Published by the Centre Pompidou and the Philharmonie de Paris, Kandinsky: La musique des couleurs (2025) invites readers into the luminous world where painting and music converge. Wassily Kandinsky, a pioneer of abstraction, believed that colors could sing and shapes could resonate like chords. His canvases are not mere visual records—they are symphonies, orchestrated with rhythm, harmony, and emotional intensity.
This volume explores the delicate, sometimes elusive dialogue between sound and sight in Kandinsky’s work. Through essays, archival materials, and vibrant illustrations, it traces his quest to render music visible and to make color feel like a note, a phrase, or a melody. Kandinsky’s experiments with synesthesia—the blending of sensory experiences—challenge the boundaries of perception, asking viewers not only to see but to feel, to “hear” the vibrancy of a crimson triangle or the resonance of a swirling blue circle.
Kandinsky’s interest in music was not merely theoretical. He maintained close relationships with many musicians of his time, including composers associated with the avant-garde in Germany and Russia.

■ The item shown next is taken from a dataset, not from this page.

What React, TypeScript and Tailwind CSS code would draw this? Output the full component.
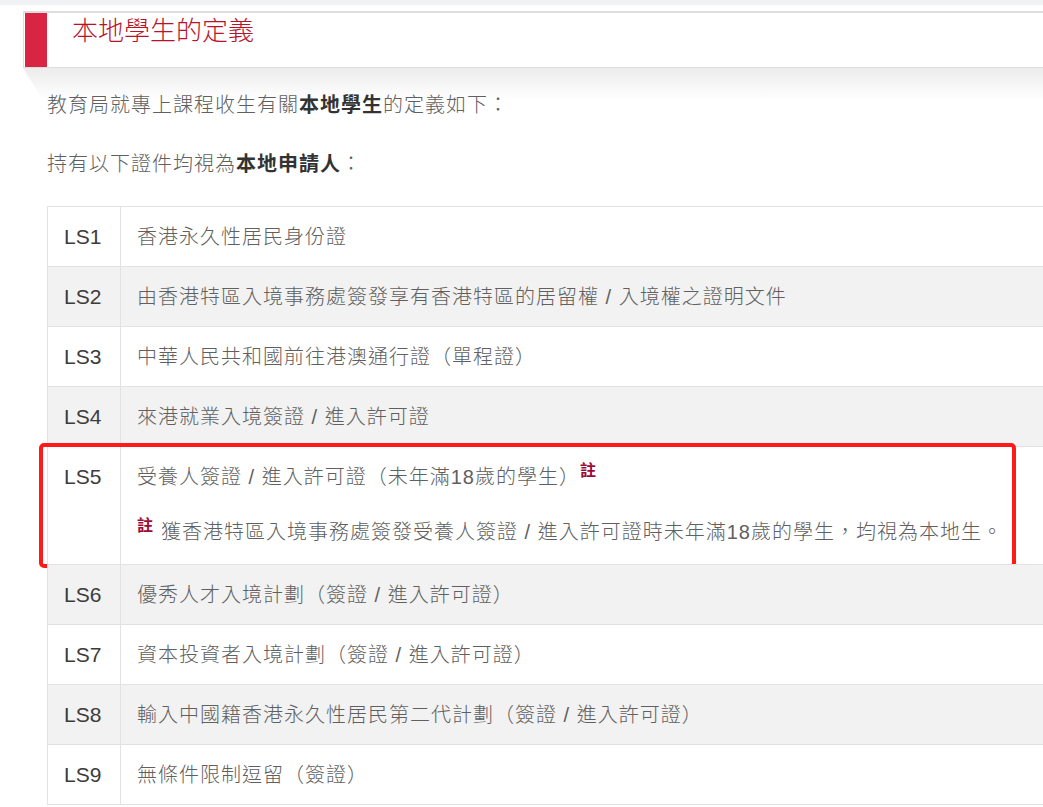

He corresponded with Arnold Schoenberg and was inspired by the developments of atonal and expressionist music, seeing in their compositions a parallel to his own quest for abstraction. He also collaborated with performers and ensembles, attending concerts that shaped his understanding of rhythm, dynamics, and the emotional power of sound, which he sought to transpose onto the canvas. These interactions illustrate the lively cross-pollination between visual art and music in the early twentieth century, where ideas moved fluidly across mediums.
The book situates these visual-musical experiments within the intellectual and artistic currents of early twentieth-century modernism, highlighting the spiritual, philosophical, and experimental impulses that guided Kandinsky. It considers the tension at the heart of his practice: the attempt to translate the temporal, intangible art of music into the spatial, material art of painting. In doing so, Kandinsky created works that do not merely illustrate sound but embody it, offering an experience that unfolds over time, much like a composition performed or a melody remembered.
Kandinsky: La musique des couleurs is both an analytical study and a sensory journey. It encourages readers to engage with painting as one engages with music: to listen with the eyes, to feel the rhythm of forms, and to discover the emotional resonance of colors. In this way, the book captures the radical ambition of Kandinsky’s vision—an art that speaks across the senses, bridging the seen and the heard, and inviting a new way of experiencing the world.